From the first line of the data below through the line bearing "type Row = [string, string, string];", reproduce each line exactly; do not include pictures.
** Begin Input rows **
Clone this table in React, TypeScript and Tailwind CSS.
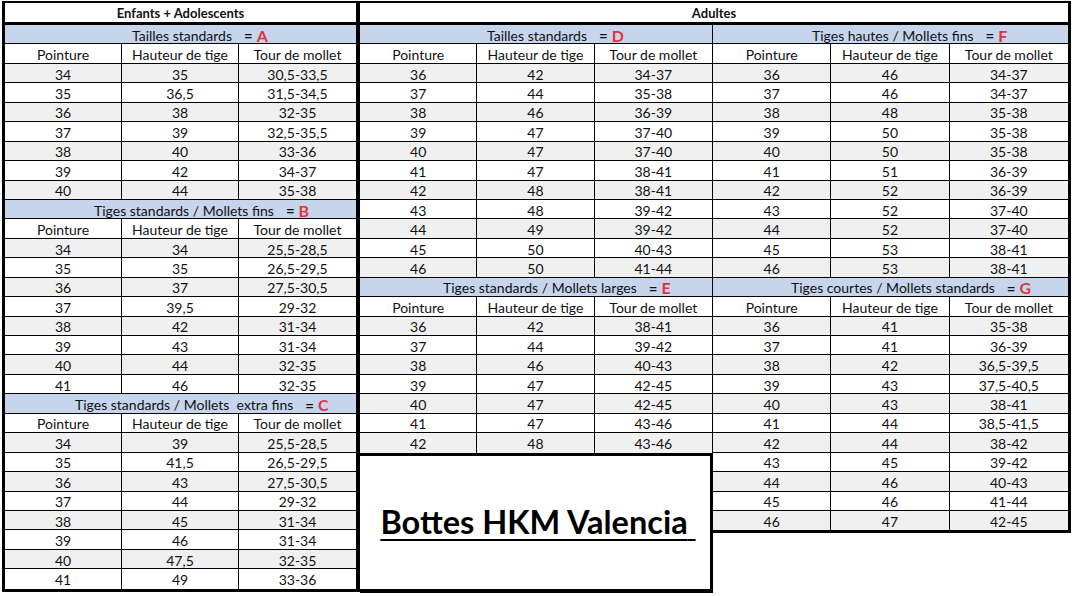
import React from 'react';

type Row = [string, string, string];

const sectionA: Row[] = [
  ['34', '35', '30,5-33,5'],
  ['35', '36,5', '31,5-34,5'],
  ['36', '38', '32-35'],
  ['37', '39', '32,5-35,5'],
  ['38', '40', '33-36'],
  ['39', '42', '34-37'],
  ['40', '44', '35-38'],
];
const sectionB: Row[] = [
  ['34', '34', '25,5-28,5'],
  ['35', '35', '26,5-29,5'],
  ['36', '37', '27,5-30,5'],
  ['37', '39,5', '29-32'],
  ['38', '42', '31-34'],
  ['39', '43', '31-34'],
  ['40', '44', '32-35'],
  ['41', '46', '32-35'],
];
const sectionC: Row[] = [
  ['34', '39', '25,5-28,5'],
  ['35', '41,5', '26,5-29,5'],
  ['36', '43', '27,5-30,5'],
  ['37', '44', '29-32'],
  ['38', '45', '31-34'],
  ['39', '46', '31-34'],
  ['40', '47,5', '32-35'],
  ['41', '49', '33-36'],
];
const sectionD: Row[] = [
  ['36', '42', '34-37'],
  ['37', '44', '35-38'],
  ['38', '46', '36-39'],
  ['39', '47', '37-40'],
  ['40', '47', '37-40'],
  ['41', '47', '38-41'],
  ['42', '48', '38-41'],
  ['43', '48', '39-42'],
  ['44', '49', '39-42'],
  ['45', '50', '40-43'],
  ['46', '50', '41-44'],
];
const sectionE: Row[] = [
  ['36', '42', '38-41'],
  ['37', '44', '39-42'],
  ['38', '46', '40-43'],
  ['39', '47', '42-45'],
  ['40', '47', '42-45'],
  ['41', '47', '43-46'],
  ['42', '48', '43-46'],
];
const sectionF: Row[] = [
  ['36', '46', '34-37'],
  ['37', '46', '34-37'],
  ['38', '48', '35-38'],
  ['39', '50', '35-38'],
  ['40', '50', '35-38'],
  ['41', '51', '36-39'],
  ['42', '52', '36-39'],
  ['43', '52', '37-40'],
  ['44', '52', '37-40'],
  ['45', '53', '38-41'],
  ['46', '53', '38-41'],
];
const sectionG: Row[] = [
  ['36', '41', '35-38'],
  ['37', '41', '36-39'],
  ['38', '42', '36,5-39,5'],
  ['39', '43', '37,5-40,5'],
  ['40', '43', '38-41'],
  ['41', '44', '38,5-41,5'],
  ['42', '44', '38-42'],
  ['43', '45', '39-42'],
  ['44', '46', '40-43'],
  ['45', '46', '41-44'],
  ['46', '47', '42-45'],
];

const Section = ({
  title,
  letter,
  rows,
  indent,
  noLastBorder = false,
}: {
  title: string;
  letter: string;
  rows: Row[];
  indent: string;
  noLastBorder?: boolean;
}) => (
  <div>
    {/* Blue section header, text sits off-centre like in the sheet */}
    <div className={`h-[19.45px] bg-[#c6d5ec] border-b border-black flex items-center pt-[3px] text-[14px] whitespace-pre ${indent}`}>
      <span>{title}</span>
      <span className="font-bold text-[15px] ml-[12px]">=</span>
      <span className="font-bold text-[16px] text-[#e2323c] ml-[4px]">{letter}</span>
    </div>
    <div className="h-[19.45px] grid grid-cols-3 border-b border-black text-[14px]">
      {['Pointure', 'Hauteur de tige', 'Tour de mollet'].map((h, i) => (
        <div key={h} className={`flex items-center justify-center pt-[3px] ${i < 2 ? 'border-r border-black' : ''}`}>
          {h}
        </div>
      ))}
    </div>
    {rows.map((r, idx) => {
      const last = noLastBorder && idx === rows.length - 1;
      return (
        <div
          key={idx}
          className={`h-[19.45px] grid grid-cols-3 text-[14px] ${idx % 2 === 0 ? 'bg-[#f0f0f0]' : 'bg-white'} ${last ? '' : 'border-b border-black'}`}
        >
          {r.map((c, i) => (
            <div key={i} className={`flex items-center justify-center pt-[3px] ${i < 2 ? 'border-r border-black' : ''}`}>
              {c}
            </div>
          ))}
        </div>
      );
    })}
  </div>
);

const App = () => {
  return (
    <div className="w-[1073px] h-[596px] bg-white overflow-hidden pt-[1px] pl-[2px] font-['Lato','Liberation_Sans',sans-serif] text-[#111] leading-none">
      <div className="flex items-start">
        {/* Enfants + Adolescents */}
        <div className="w-[358px] border-l-[3px] border-r-[4px] border-t-2 border-b-[3px] border-black">
          <div className="h-[17px] box-content pt-[2px] border-b-[3px] border-black flex items-center justify-center font-bold text-[13px]">
            Enfants + Adolescents
          </div>
          <Section title="Tailles standards" letter="A" rows={sectionA} indent="pl-[127px]" />
          <Section title="Tiges standards / Mollets fins" letter="B" rows={sectionB} indent="pl-[89px]" />
          <Section title="Tiges standards / Mollets  extra fins" letter="C" rows={sectionC} indent="pl-[70px]" noLastBorder />
        </div>

        {/* Adultes */}
        <div className="w-[711px]">
          <div className="h-[17px] box-content pt-[2px] border-t-2 border-r-[3px] border-b-[3px] border-black flex items-center justify-center font-bold text-[13px]">
            Adultes
          </div>
          <div className="flex items-start">
            <div className="w-[353px]">
              <div className="border-r border-black">
                <Section title="Tailles standards" letter="D" rows={sectionD} indent="pl-[127px]" />
                <Section title="Tiges standards / Mollets larges" letter="E" rows={sectionE} indent="pl-[83px]" noLastBorder />
              </div>
              <div className="h-[140px] border-t-[3px] border-r-[3px] border-b-4 border-black flex items-center justify-center pl-[6px]">
                <span className="font-bold text-[32.5px] text-black underline decoration-2 underline-offset-[5px] whitespace-pre">
                  Bottes HKM Valencia{' '}
                </span>
              </div>
            </div>
            <div className="w-[358px] border-r-[3px] border-b-[3px] border-black">
              <Section title="Tiges hautes / Mollets fins" letter="F" rows={sectionF} indent="pl-[99px]" />
              <Section title="Tiges courtes / Mollets standards" letter="G" rows={sectionG} indent="pl-[78px]" noLastBorder />
            </div>
          </div>
        </div>
      </div>
    </div>
  );
};

export default App;
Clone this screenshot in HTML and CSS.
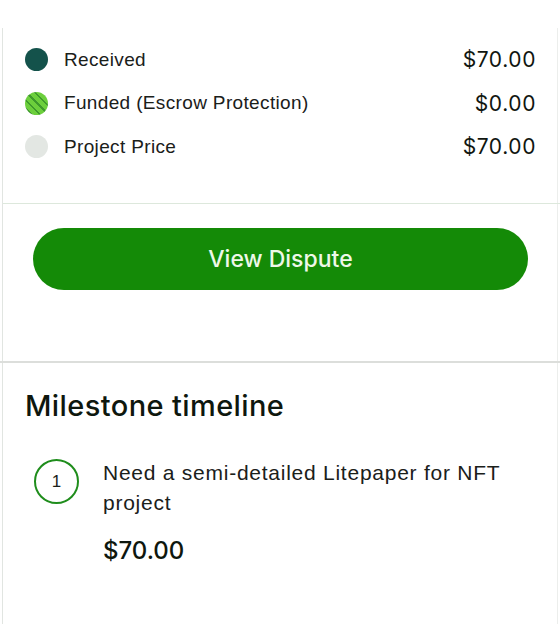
FILE: index.html
```html
<!DOCTYPE html>
<html>
<head>
<meta charset="utf-8">
<link rel="stylesheet" href="styles.css">
</head>
<body>
<div class="page">
  <div class="card">
    <section class="legend">
      <div class="row">
        <span class="dot dot-received"></span>
        <span class="label">Received</span>
        <span class="amount">$70.00</span>
      </div>
      <div class="row">
        <span class="dot dot-funded"></span>
        <span class="label">Funded (Escrow Protection)</span>
        <span class="amount">$0.00</span>
      </div>
      <div class="row">
        <span class="dot dot-price"></span>
        <span class="label">Project Price</span>
        <span class="amount">$70.00</span>
      </div>
    </section>
    <div class="divider"></div>
    <section class="actions">
      <button class="btn-primary">View Dispute</button>
    </section>
  </div>
  <div class="divider-thick"></div>
  <div class="card card-bottom">
    <h2 class="title">Milestone timeline</h2>
    <div class="milestone">
      <span class="step">1</span>
      <div class="milestone-body">
        <p class="milestone-text">Need a semi-detailed Litepaper for NFT project</p>
        <p class="milestone-price">$70.00</p>
      </div>
    </div>
  </div>
</div>
</body>
</html>
```
FILE: styles.css
```css
* { box-sizing: border-box; }
html, body { margin: 0; padding: 0; background: #ffffff; }
body {
  font-family: "Liberation Sans", Arial, sans-serif;
  color: #1b1f1b;
  width: 560px;
  height: 624px;
  overflow: hidden;
}
.page { padding-top: 28px; }
.card {
  margin: 0 2px 0 2px;
  border-left: 1px solid #e1e5e1;
  border-right: 1px solid #eceeec;
}
.legend {
  padding: 10px 21px 34px 22px;
  display: flex;
  flex-direction: column;
}
.row {
  display: flex;
  align-items: center;
  height: 43.5px;
}
.dot {
  width: 23px;
  height: 23px;
  border-radius: 50%;
  flex: none;
  margin-right: 16px;
}
.dot-received { background: #14524b; }
.dot-funded {
  background: repeating-linear-gradient(45deg, #6ccf3c 0 4px, #3e9a2c 4px 6px);
}
.dot-price { background: #e3e7e3; }
.label {
  font-size: 19px;
  letter-spacing: 0.35px;
  color: #1a201a;
  flex: 1;
}
.amount {
  font-family: "Inter", sans-serif;
  font-size: 21px;
  font-weight: 400;
  letter-spacing: 0.6px;
  color: #101610;
}
.divider { height: 1px; background: #dde8dc; margin-right: -3px; }
.actions { padding: 24px 29px 71px 30px; }
.btn-primary {
  display: block;
  width: 100%;
  height: 62px;
  border: none;
  border-radius: 31px;
  background: #148a07;
  color: #eef8e8;
  font-family: "Inter", sans-serif;
  font-weight: 500;
  font-size: 23px;
  cursor: pointer;
}
.divider-thick { height: 2px; background: #dcdedb; }
.card-bottom { padding: 26px 22px 0 22px; height: 262px; }
.title {
  margin: 0;
  font-family: "Inter", sans-serif;
  font-weight: 500;
  font-size: 29px;
  letter-spacing: 0.4px;
  line-height: 34px;
  color: #0e170e;
}
.milestone {
  display: flex;
  align-items: flex-start;
  margin-top: 35px;
  padding-left: 9px;
}
.step {
  flex: none;
  width: 45px;
  height: 45px;
  border-radius: 50%;
  border: 2.5px solid #1f8d1c;
  display: flex;
  align-items: center;
  justify-content: center;
  font-size: 17px;
  color: #1b1f1b;
  margin-top: 1.5px;
  margin-right: 24px;
}
.milestone-body { flex: 1; }
.milestone-text {
  margin: 0;
  font-size: 21px;
  letter-spacing: 0.75px;
  line-height: 30px;
  color: #1a201a;
}
.milestone-price {
  margin: 18px 0 0;
  font-family: "Inter", sans-serif;
  font-weight: 500;
  font-size: 24px;
  color: #0e170e;
}
```
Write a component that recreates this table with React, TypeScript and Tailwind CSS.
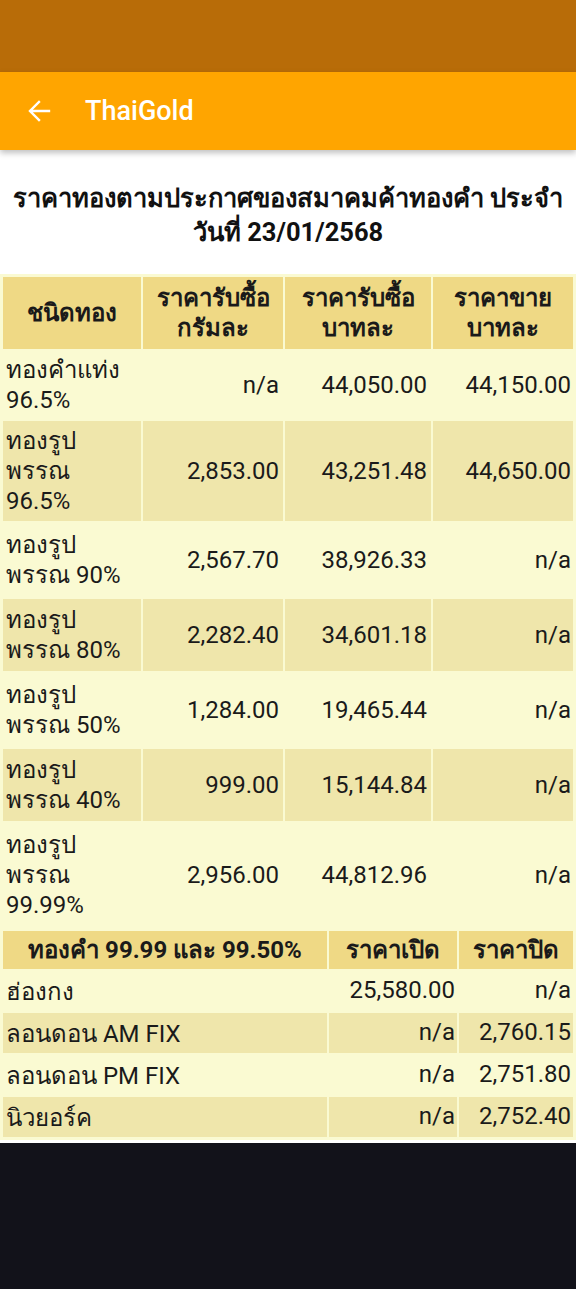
** End Input rows **
■ In response:
Clone this table in React, TypeScript and Tailwind CSS.
import React from 'react';

type Row = [string, string, string];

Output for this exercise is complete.